The Food Safety Modernization Act was the first food safety
overhaul in over 70 years for the United States. It was signed
into law in January 2011. But lacking implementation of the
law's provisions, most of the U.S. food system continues to
operate under what public health advocates say are outdated
laws. The new rules have remained at the White House's Office of
Management and Budget since late 2011 when the Food and Drug
Administration submitted proposed versions.
The rules would establish standards for possible sources of
contamination of fresh fruits and vegetables, and make importers
responsible for the safety of food they import. They would also
force food companies to identify possible causes of
contamination and specify actions to prevent them.
According to the lawsuit, filed in U.S. District Court for
the Northern District of California, FDA has failed to meet
hundreds of deadlines established with the law, seven of which
are the required promulgation of major food safety regulations.
FDA was supposed to establish standards for analyzing and
documenting hazards and implementing preventative measures by
July 4 of this year, but did not do so, the suit says.
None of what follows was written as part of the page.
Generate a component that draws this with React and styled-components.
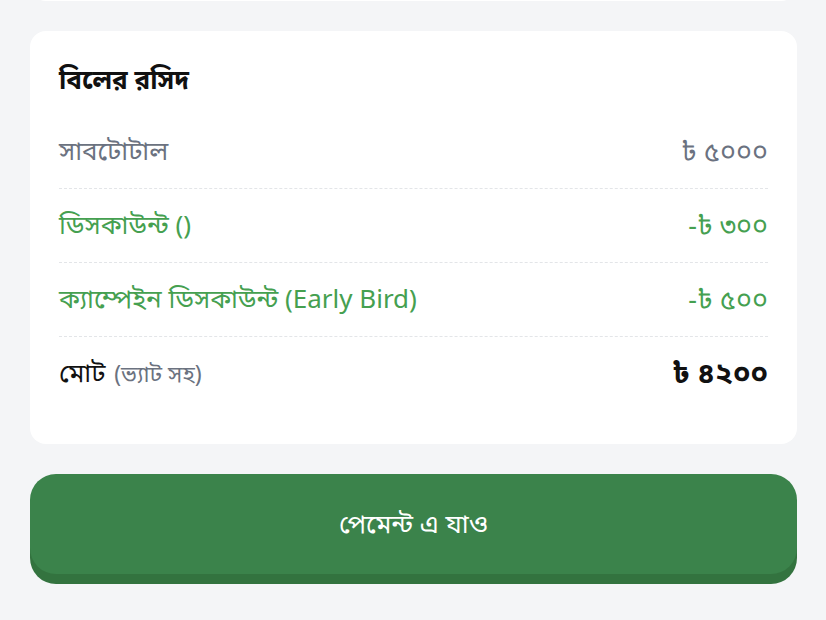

As well, FDA was to set minimum standards for safe
production and harvesting of certain types of fruits and
vegetables and publish notice of its proposed rulemaking by Jan.
4, 2012, but did not do so, according to the lawsuit.
"These are the basics on standards, procedures,
traceability... upon which the entire system is based," said
Kimbrell. "They haven't done what is required to actually begin
the process of getting this new food safety law in place."